Drei, zwei, eins – los! Um 12 Uhr mittags zischt die erste mannshohe Rakete auf dem Flugplatz Rotenburg mit zwei kleinen Satelliten an Bord in den norddeutschen Himmel. Sekunden später ist sie in den Wolken verschwunden – und die Schülergruppe am Boden versucht fieberhaft, den Flug ihres künstlichen Himmelskörpers zu verfolgen. Doch auch das Fernglas hilft nicht wirklich. So vergehen Sekunden zwischen Bangen und Hoffen.

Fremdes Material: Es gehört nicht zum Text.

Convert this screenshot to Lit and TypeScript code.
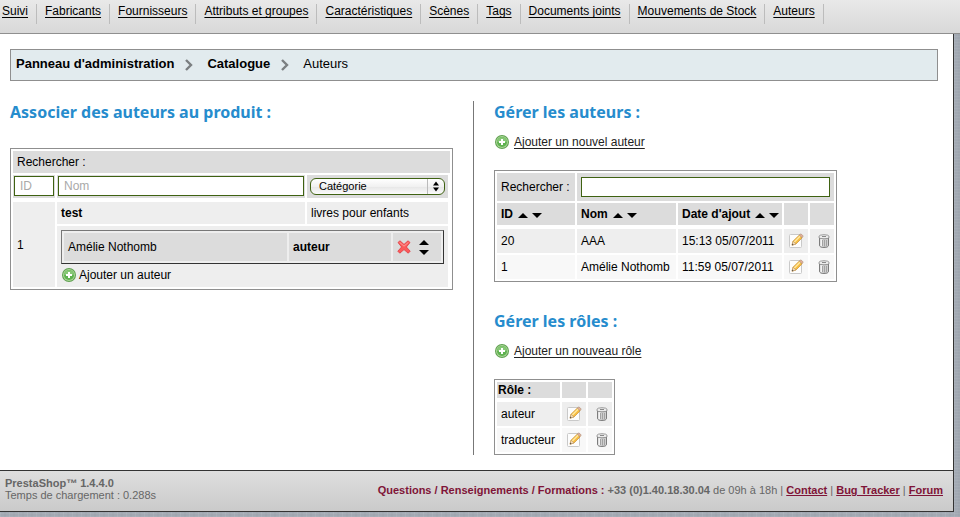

Zehn Teams aus ganz Deutschland hatten sich für den zweiten CanSat-Wettbewerb (aus dem englischen Can für Dose und Sat für Satellit) im Oktober qualifiziert. Ihre Aufgabe: eine Weltraummission im Kleinen simulieren. Zu bauen war ein Satellit von der Größe einer Getränkedose, dessen erste Aufgabe es war, auf seinem Weg zur Erde ein Luftdruck- und Temperaturprofil zu erstellen. Diese sogenannte primäre Mission war jedoch nur der Pflichtteil – die Kür, in den meisten Fällen der wesentlich aufwendigere Teil, konnten die Schüler selbst bestimmen.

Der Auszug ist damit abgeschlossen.